15 Temmuz Cuma günü, 12 Eylül Cuma’yı hatırladım; o gün yıllarca süren terör bir gecede bıçakla kesilir gibi bitmişti. Şuna emin olun, yarın Türkiye’nin tarihinde DEAŞ’in havaalanı saldırısı ile 15 Temmuz birbirini takip eden iki gün olarak yazılacaktır. New York Post’ta dün çıkan bir değerlendirmede ise, askerlerin Türkiye’de darbeleri her zaman istikrar için yaptığı değerlendirmesi yapılıyor ve darbenin gerçekleşmesi için dilekte bulunuluyordu. (http://nypost.com/2016/07/15/why-the-coup-in-turkey-could-mean-hope )

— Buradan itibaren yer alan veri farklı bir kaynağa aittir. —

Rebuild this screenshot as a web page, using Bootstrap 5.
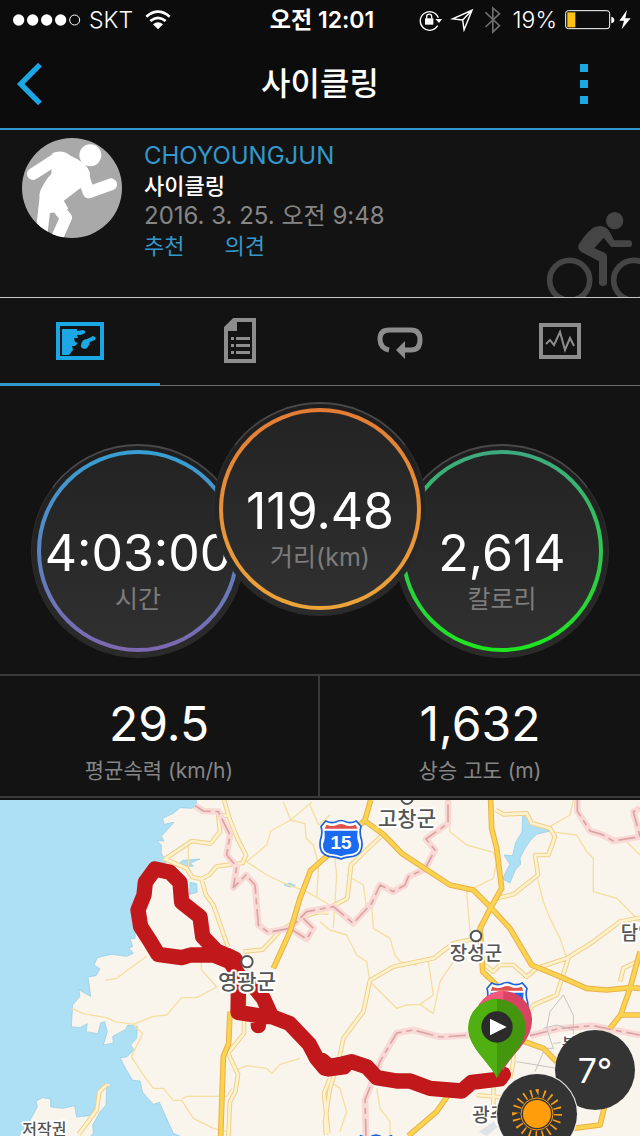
<!DOCTYPE html>
<html lang="ko" data-bs-theme="dark">
<head>
<meta charset="utf-8">
<meta name="viewport" content="width=device-width, initial-scale=1">
<title>사이클링</title>
<link href="https://cdn.jsdelivr.net/npm/bootstrap@5.3.0/dist/css/bootstrap.min.css" rel="stylesheet">
<style>
  :root { --accent: #1ba6e4; --accent-dim: #3398cc; --muted: #868686; --rule: #393939; }
  body { background: #131313; color: #fff; font-family: Inter, "Noto Sans CJK KR", sans-serif; }
  svg { display: block; flex: none; }
  .top-area { background: #0c0c0c; border-bottom: 2px solid var(--accent-dim); }
  .status-bar { height: 40px; padding: 0 9px 0 13px; font-size: 23px; line-height: 40px; }
  .status-side { flex: 1 1 0; }
  .title-bar { height: 88px; padding: 0 16px; }
  .title-bar h1 { font-size: 32px; line-height: 40px; font-weight: 500; }
  .bare-btn { background: none; border: 0; padding: 0; width: 60px; }
  .menu-btn { padding-left: 16px; }
  .profile { height: 168px; border-bottom: 1px solid #c8c8c8; padding-left: 22px; }
  .profile-text { font-size: 22px; line-height: 30px; padding-top: 11px; margin-left: 22px; }
  .profile-text .user-name, .profile-text .muted-text { font-size: 24px; }
  .profile-text a, .user-name { color: var(--accent-dim); text-decoration: none; }
  .muted-text { color: var(--muted); }
  .tab-strip { height: 88px; border-bottom: 1px solid #6c6c6c; }
  .tab-strip a { color: #8d8d8d; margin-bottom: -1px; border-bottom: 3px solid transparent; }
  .tab-strip a.active { color: var(--accent); border-color: var(--accent-dim); }
  .dials { height: 288px; padding-top: 16px; }
  .dial { width: 214px; height: 214px; padding: 4px 5px 5px; border-radius: 50%; margin: 42px -16px 0;
    background: linear-gradient(#1e1e1e, #2b2b2b); border: 1px solid #2c2c2c; border-top: 2px solid #4a4848; flex: none; }
  .dial-main { margin-top: 0; z-index: 1; position: relative; }
  .dial-face { height: 100%; border: 4px solid transparent; border-radius: 50%; padding-top: 71px; white-space: nowrap;
    background: linear-gradient(#232323, #303030) padding-box, linear-gradient(var(--from), var(--to)) border-box; }
  .dial-time { --from: #379fd2; --to: #7e68b0; }
  .dial-main { --from: #e27c35; --to: #eca43b; }
  .dial-cal { --from: #3ea980; --to: #1ee61e; }
  .dial-value { font-size: 50px; line-height: 56px; }
  .dial-label { font-size: 25px; line-height: 36px; color: #7c7c7c; }
  .stats { border-top: 2px solid var(--rule); border-bottom: 2px solid var(--rule); margin-bottom: 2px; }
  .stat { height: 120px; padding-top: 20px; }
  .stat:first-child { border-right: 2px solid var(--rule); }
  .stat-value { font-size: 48px; line-height: 56px; }
  .stat-label { font-size: 21px; line-height: 38px; color: var(--muted); }
  .map-area { background: #f9f5ed; }
  .map-area text { font-family: "Noto Sans CJK KR", sans-serif; font-weight: 500; fill: #555; stroke: #fff; stroke-width: 12; stroke-linejoin: round; paint-order: stroke; }
  .map-area .route-no { font-family: "Liberation Sans", sans-serif; font-weight: 700; fill: #fff; stroke: none; }
  .bubble { width: 80px; height: 80px; border-radius: 50%; background: #343434; color: #fff; font-size: 34px; }
  .bubble-temp { right: 5px; bottom: 26px; }
  .bubble-sun { right: 63px; bottom: -18px; box-shadow: 0 0 0 1px #eee; }
</style>
</head>
<body>
<div class="d-flex flex-column min-vh-100">
  <header class="top-area">
    <div class="status-bar d-flex align-items-center">
      <div class="status-side d-flex align-items-center">
        <svg width="68" height="14" viewBox="0 0 204 42" fill="#fff"><circle cx="17" cy="21" r="17"/><circle cx="59" cy="21" r="17"/><circle cx="101" cy="21" r="17"/><circle cx="143" cy="21" r="17"/><circle cx="185" cy="21" r="15" fill="none" stroke="#fff" stroke-width="3"/></svg>
        <span class="fw-light ms-2">SKT</span>
        <svg class="ms-2 ps-1" width="30" height="20" viewBox="0 0 78 60" fill="none" stroke="#fff" stroke-width="8"><path d="M4 20Q39-10 74 20M16 33Q39 14 62 33"/><path d="M24 43Q39 31 54 43L39 58Z" fill="#fff" stroke="none"/></svg>
      </div>
      <span class="fw-semibold">오전 12:01</span>
      <div class="status-side d-flex align-items-center justify-content-end">
        <svg width="24" height="22" viewBox="288 28 72 66" fill="none" stroke="#fff" stroke-width="4"><path d="M347 78A28 28 0 1 1 349 54"/><path d="M340 58h20l-9 12z" fill="#fff" stroke="none"/><path d="M309 56h25v19h-25z" fill="#fff" stroke="none"/><path d="M314 57v-6a7 7 0 0 1 15 0v6"/></svg>
        <svg class="ms-2" width="26" height="24" viewBox="394 26 72 66" fill="none" stroke="#fff" stroke-width="4"><path d="M455 32L401 56L429 59L433 86Z M455 32L429 59"/></svg>
        <svg class="ms-2" width="17" height="28" viewBox="490 20 50 84" fill="none" stroke="#6d6d6d" stroke-width="5"><path d="M494 39L536 79L516 98V26L536 43L494 83"/></svg>
        <span class="ms-2 ps-1 fw-light">19%</span>
        <svg class="ms-2" width="50" height="20" viewBox="731 32 150 60"><rect x="733" y="34" width="132" height="54" rx="8" fill="none" stroke="#fff" stroke-width="3"/><path d="M738 39h24v45h-24z" fill="#fdc20f"/><path d="M870 52q9 2 9 10t-9 10z" fill="#fff"/></svg>
        <svg class="ms-1" width="12" height="20" viewBox="895 31 36 60" fill="#fff"><path d="M919 31L896 63h14l-7 26 27-33h-16z"/></svg>
      </div>
    </div>
    <div class="title-bar d-flex align-items-center justify-content-between">
      <button class="bare-btn" aria-label="뒤로"><svg width="28" height="44" viewBox="48 186 84 132" fill="none" stroke="#1ba6e4" stroke-width="16"><path d="M120 194L62 252L120 310"/></svg></button>
      <h1 class="m-0">사이클링</h1>
      <button class="bare-btn menu-btn" aria-label="메뉴"><svg width="8" height="40" viewBox="0 0 8 40" fill="#1ba6e4"><path d="M0 0h8v8H0zM0 16h8v8H0zM0 32h8v8H0z"/></svg></button>
    </div>
  </header>

  <section class="profile d-flex">
    <svg class="mt-2" width="100" height="100" viewBox="66 39 300 300">
      <clipPath id="face"><circle cx="216" cy="189" r="150"/></clipPath>
      <g clip-path="url(#face)"><path fill="#a9a9a9" d="M66 39h300v300H66z"/>
      <g fill="#fff" stroke="#fff" stroke-linejoin="round" stroke-linecap="round"><circle cx="271" cy="91" r="33" stroke="none"/><path d="M99 147L172 100" fill="none" stroke-width="36"/><path d="M160 88Q186 76 210 96Q258 116 266 145Q266 178 236 188L186 226L200 250L140 262Q112 220 128 192Q140 166 158 148Z" stroke-width="8"/><path d="M247 145L266 202L333 178M136 225L124 330M164 236L198 278L168 345" fill="none" stroke-width="36"/></g></g>
    </svg>
    <div class="profile-text">
      <div class="user-name">CHOYOUNGJUN</div>
      <div class="fw-medium">사이클링</div>
      <div class="muted-text">2016. 3. 25. 오전 9:48</div>
      <div class="d-flex"><a href="#like" class="me-4 pe-3">추천</a><a href="#comments">의견</a></div>
    </div>
    <svg class="ms-auto align-self-end" width="94" height="87" viewBox="198 60 282 261" fill="#454545"><circle cx="404" cy="92" r="26"/><g fill="none" stroke="#454545" stroke-width="17"><circle cx="269" cy="271" r="60"/><circle cx="461" cy="271" r="60"/></g><path d="M296 164Q318 128 340 113Q372 98 390 127L402 151H449Q456 152 456 161T449 171H394L371 143L343 175L371 187Q381 191 381 200V280Q380 288 369 288T357 280V214L306 187Q290 178 296 164Z"/></svg>
  </section>

  <nav class="tab-strip d-flex">
    <a href="#overview" class="active flex-fill w-25 d-flex align-items-center justify-content-center" aria-label="개요"><svg width="48" height="38" viewBox="0 0 48 38" fill="currentColor"><path fill="none" stroke="currentColor" stroke-width="4" d="M2 2h44v34H2z"/><path d="M6 7h15v2l6-1q3 1 2 3l-4 2h-4l1 3h-4l1 4 3 1-3 3-3 0 1 4-4 5H6z"/><path d="M25 23q1-6 6-6l6-3q4 1 2 4l-5 2q-2 7-5 7-5-1-4-4"/></svg></a>
    <a href="#details" class="flex-fill w-25 d-flex align-items-center justify-content-center" aria-label="세부사항"><svg width="32" height="45" viewBox="0 0 32 45" fill="currentColor"><path fill="none" stroke="currentColor" stroke-width="4" d="M2 10L10 2h20v41H2z"/><path d="M0 10L10 0h3v13H0zM12 19h14v3H12zM12 26h14v3H12zM12 33h14v3H12zM7 19h3v3H7zM7 26h3v3H7zM7 33h3v3H7z"/></svg></a>
    <a href="#laps" class="flex-fill w-25 d-flex align-items-center justify-content-center" aria-label="랩"><svg width="46" height="36" viewBox="0 -3 46 36"><path fill="none" stroke="currentColor" stroke-width="5" d="M12 24Q3 22 3 13T12 4H34Q43 4 43 14T34 24H27"/><path fill="currentColor" d="M19 24L28 15V33Z"/></svg></a>
    <a href="#charts" class="flex-fill w-25 d-flex align-items-center justify-content-center" aria-label="차트"><svg width="42" height="36" viewBox="0 0 42 36" fill="none" stroke="currentColor"><path stroke-width="4" d="M2 2h38v32H2z"/><path stroke-width="2" d="M7 21L11 17L15 22L21 9L26 27L31 15L35 23"/></svg></a>
  </nav>

  <section class="dials d-flex justify-content-center text-center">
    <div class="dial dial-time"><div class="dial-face"><div class="dial-value">4:03:00</div><div class="dial-label">시간</div></div></div>
    <div class="dial dial-main"><div class="dial-face"><div class="dial-value">119.48</div><div class="dial-label">거리(km)</div></div></div>
    <div class="dial dial-cal"><div class="dial-face"><div class="dial-value">2,614</div><div class="dial-label">칼로리</div></div></div>
  </section>

  <section class="stats row g-0 text-center">
    <div class="stat col-6"><div class="stat-value">29.5</div><div class="stat-label">평균속력 (km/h)</div></div>
    <div class="stat col-6"><div class="stat-value">1,632</div><div class="stat-label">상승 고도 (m)</div></div>
  </section>

  <section class="map-area position-relative overflow-hidden flex-fill">
    <svg class="w-100" viewBox="0 15 1920 1008" role="img" aria-label="경로 지도">
      <defs>
        <g id="shield"><path d="M-46-56Q-30-48-16-53Q0-62 16-53Q30-48 46-56L60-40Q54-20 62 2Q68 42 36 50Q12 52 0 58Q-12 52-36 50Q-68 42-62 2Q-54-20-60-40Z" fill="#fff" stroke="#1d62d8" stroke-width="5"/><path d="M-44-45Q-26-38-12-44Q0-50 12-44Q26-38 44-45L49-33H-49Z" fill="#e0504c"/><path d="M-50-27H50Q46-6 54 14Q56 38 34 42Q12 44 0 50Q-12 44-34 42Q-56 38-54 14Q-46-6-50-27Z" fill="#1b6bf0"/></g>
        <path id="lanes" d="M672 15L690 75L712 130L738 180L728 204L650 214L628 240L604 252L576 246L560 220L495 192L575 138L632 146L660 110L655 62H684M604 250L618 300L640 330L684 455M730 470L788 464L840 408L910 365L975 345L1042 310L1053 210L1110 155L1150 118M732 600V715L684 775L714 838L706 890L690 920L685 1023M322 868L298 890L290 945L236 1018M990 850L972 895L985 1015M1488 45L1510 58L1580 55L1595 85L1650 100L1665 125L1645 180L1605 180L1614 240L1540 298L1490 310M930 350L985 352M1430 430L1360 445L1300 490L1180 515L1110 556L1090 650L1030 730L1018 790L990 880L975 980L978 1020M1440 500L1480 530L1500 510L1540 510L1580 545L1610 520L1700 490L1780 440L1860 380L1920 368M1705 490L1670 600L1600 630L1540 700M1540 710V800L1530 850M1480 860V940M1860 560L1870 520L1920 495M1430 900L1540 910"/>
        <path id="bounds" d="M585 32L610 48L655 50L690 120L680 180L710 215L700 278L738 240L765 270L775 390L805 412L870 400L920 350L1000 335L1060 385L1115 325L1140 270L1180 290L1215 270L1225 245L1275 222L1305 165L1278 132L1344 85V15M870 400L920 432L940 400L910 370M1732 15V48L1770 108L1805 118L1840 138L1920 125L1900 50L1920 40M1098 1023L1095 915L1140 800L1190 714L1240 705L1320 726L1420 720M1590 722L1680 700L1780 692L1840 705L1920 720"/>
        <path id="highways" d="M662 1023L670 785L686 745L690 650M820 520L870 410L900 310L932 226L990 175L1095 75L1112 15M1095 78L1150 118L1205 175L1350 270L1420 285L1470 335L1530 400L1595 510L1680 545L1760 580L1820 585L1890 578L1920 580M1472 15L1475 100L1490 160L1505 280L1474 335L1440 400L1448 530L1490 570M1920 470L1890 580L1862 660L1830 700M1862 660H1920M1560 735L1630 760L1670 800M1225 1023L1310 950L1345 900L1400 860M1720 1000L1800 990L1815 930"/>
      </defs>
      <!-- sea and lakes -->
      <g fill="#ade0f5" stroke="#8fc8e4" stroke-width="2">
        <path d="M-9 0H585L592 30L575 40L540 38L520 55L488 70L492 88L522 82L484 124L492 138L470 136L484 150V176L500 200L440 250L410 330L405 430L390 432L398 455L386 458L400 475L380 484L334 478L292 488L282 510L300 522L288 542L264 546L272 604L236 584L240 604L218 630L214 695L240 698L262 686L258 710L294 716L302 684L314 680L322 710L310 750L340 744L338 724L376 704L384 690L412 694L410 730L392 750L402 764L380 786L360 788L380 826L398 856L420 858L428 892L460 928L478 922L520 1015L560 1032H264L280 1015L278 990L300 950L318 930L320 880L334 870L326 864L298 884L290 930L268 962L230 966L224 932L190 940L152 936V912L128 908L108 918L112 936L86 984L50 1032H-9Z"/>
        <path d="M530 210L550 196L600 192L572 204L580 214L546 214ZM570 262L590 266L592 292L568 298ZM852 270L870 264L886 272L870 276Z"/>
        <path d="M1568 58L1590 82L1650 108L1610 118L1592 135L1575 160L1560 190L1562 208L1546 225L1530 264L1508 252L1520 225L1530 208L1512 180L1538 182L1546 145L1566 110Z"/>
      </g>
      <path d="M1436 1010L1480 980L1500 990L1460 1023Z" fill="#dfe3e8"/>
      <!-- minor roads -->
      <g fill="none" stroke="#f6dea0" stroke-width="4" stroke-linejoin="round">
        <path d="M315 556L350 550L440 484M215 640L250 656L320 668L345 680L400 688L460 664L500 660L545 608L590 608L650 576L604 524V500M400 690L428 716L394 785L430 840L460 880L490 880L520 916L545 916L580 970L640 1000L680 1010M545 912L560 904H680L695 880M565 150V220M850 20L872 75L935 22M872 75L812 108L800 150L740 200L800 240L860 268L920 290L990 330M872 75L915 86L918 130L940 150L956 210L950 310M700 830L740 812L800 820L815 836L840 808L900 790"/>
        <path d="M930 30L956 90L990 60M1344 20L1350 110L1400 150L1480 172L1490 200L1480 250L1400 290L1410 410M1115 330L1120 400L1170 430L1185 480L1200 500L1250 510M960 380L990 405L1040 420L1070 480L1100 500L1110 560L1150 600L1190 640L1220 630L1260 628L1300 656L1320 560L1380 470M1260 628L1300 600L1285 500M1650 110L1730 120L1760 170L1780 190V290L1850 310L1880 340L1920 380M1610 240L1630 320L1650 370L1680 430L1700 490M1720 15L1710 60L1640 100M1880 140L1920 180M1000 150L1010 240L1000 400M1040 240L1090 270L1100 340M990 860L1020 880L1040 950L1020 1010M1130 880L1140 940L1170 980L1170 1023"/>
      </g>
      <g fill="none" stroke-linejoin="round">
        <use href="#lanes" stroke="#efcf8b" stroke-width="14"/>
        <use href="#lanes" stroke="#fdf2cc" stroke-width="8"/>
        <use href="#bounds" stroke="#f8d9d6" stroke-width="20"/>
        <use href="#bounds" stroke="#dca3a3" stroke-width="5" stroke-dasharray="52 14 18 14"/>
        <path stroke="#c4c4c4" stroke-width="3" d="M1690 600L1650 650L1640 700L1660 760L1635 760L1605 830M1690 600L1720 660V740L1660 745M1550 800L1700 825M1720 705L1670 690L1630 700"/>
        <use href="#highways" stroke="#e9b04c" stroke-width="17"/>
        <use href="#highways" stroke="#fbd34f" stroke-width="11"/>
      </g>
      <!-- recorded ride -->
      <g fill="none" stroke="#c1181b" stroke-width="46" stroke-linejoin="round" stroke-linecap="round">
        <path d="M705 492L650 468L608 425L600 365L545 322L540 262L510 232L465 222L436 262L432 300L414 345L422 395L448 435L474 478L545 488L572 480L640 480L690 500L716 540L714 652L775 662L775 692M750 560L790 610L815 665L765 663M815 665L868 685L928 748L950 790L975 820L1055 800L1100 815L1130 848L1190 858L1230 858L1290 880L1385 888L1415 862L1500 852L1510 838"/>
        <path d="M684 486L704 500M965 800L985 818L1030 812" stroke-width="54"/>
      </g>
      <g fill="#fff" stroke="#555" stroke-width="6"><circle cx="741" cy="500" r="17"/><circle cx="1221" cy="10" r="17"/><circle cx="1428" cy="423" r="16"/></g>
      <g font-size="63">
        <text x="741" y="582" text-anchor="middle">영광군</text>
        <text x="1221" y="92" text-anchor="middle">고창군</text>
      </g>
      <g font-size="57">
        <text x="1428" y="495" text-anchor="middle">장성군</text>
        <text x="1862" y="436">담양</text>
        <text x="1417" y="982">광주</text>
      </g>
      <g font-size="48"><text x="67" y="1020">저작권</text><text x="1685" y="765">북</text></g>
      <use href="#shield" x="1023" y="134"/>
      <text class="route-no" x="1023" y="161" text-anchor="middle" font-size="57">15</text>
      <use href="#shield" x="1521" y="620"/>
      <use href="#shield" x="1128" y="1078"/>
      <!-- finish and start pins -->
      <path d="M1510 826C1480 770 1424 740 1424 674A86 86 0 0 1 1596 674C1596 740 1540 770 1510 826Z" fill="#d94463"/><path d="M1510 588A86 86 0 0 0 1424 674H1510Z" fill="#f5587c"/>
      <path d="M1491 850C1470 800 1405 760 1405 698A86 86 0 0 1 1577 698C1577 760 1512 800 1491 850Z" fill="#45960f"/><path d="M1491 850C1470 800 1405 760 1405 698A86 86 0 0 1 1491 612Z" fill="#50b012"/>
      <circle cx="1491" cy="696" r="47" fill="#2b2b2b"/><path d="M1470 671V721L1520 696Z" fill="#fff"/>
    </svg>
    <div class="bubble bubble-temp position-absolute d-flex align-items-center justify-content-center">7°</div>
    <div class="bubble bubble-sun position-absolute d-flex align-items-center justify-content-center">
      <svg width="52" height="52" viewBox="-26 -26 52 52" fill="none" stroke="#f99d14"><circle r="14" fill="#ff9d0a" stroke="none"/><circle r="16" stroke-width="1"/><circle r="21" stroke-width="8" pathLength="80" stroke-dasharray="1 3"/></svg>
    </div>
  </section>
</div>
<script src="https://cdn.jsdelivr.net/npm/bootstrap@5.3.0/dist/js/bootstrap.bundle.min.js"></script>
</body>
</html>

Yine “darbeyi” tahmin eden(!) Michael Rubin, darbe girişiminden hemen sonra, Foreign Policy’de (http://foreignpolicy.com/2016/07/15/erdogan-has-nobody-to-blame-for-the-coup-but-himself/) yayınlanan yazısında terörist Gülen’in dini hoşgörüyü yayan bir din adamı olduğunu ve Gülencilere yapılan haksızlıkların darbenin yolunu açtığını söylüyordu. Rubin’in bu yazısı bile darbe girişiminin “üst aklını” bize gösteriyor ve tabii FETÖ’nün bu işin arkasında somut olarak olduğunu da ispatlıyor.
Kaybedecekler!
Türkiye’nin 2013’ten itibaren yaşadıklarının kanlı finalidir 15 Temmuz ve bütün bu süreç bize hem FETÖ’yü hem de onun küresel-yerel ittifaklarını anlatır. Ve bu anlamda, Türkiye’de 15 Temmuz süreci, Mısır’da hatta Brezilya’da olanlardan ayrı değildir. Tabii Ortadoğu’da olanlardan, DEAŞ ve PKK teröründen de ayrı değildir. Bu açıdan Türkiye’nin Rusya ve İsrail anlaşmaları neoconların hoşuna gitmemiş ve bu gelişmeler muhtemelen darbe kararını öne çekmiştir. Rus uçağının düşürülmesini artık yeniden değerlendirmeliyiz.
Bundan sonra ne olacak; bundan sonra Türkiye, daha güvenli ve istikrarlı olarak yoluna devam edecek. Çünkü bu darbe girişimi, şimdiye değin yaşanılan terörün perde arkasını da bize göstermiştir. Bu anlamda DEAŞ ile FETÖ aynı üst aklın yapılarıdır, bunu unutmayalım. Bu üst aklın hangi ekonomi-politik sürecin ürünü olduğunu da biliyoruz. Bundan dolayı, Türkiye’nin buradaki savaşı bir boyutuyla küreseldir ve bu yapı tüm insanlığın da sorunudur. Yani şimdiki küresel terörün ve savaşın kaynağı bu darbe girişiminin üst aklıdır. Ama kaybediyorlar!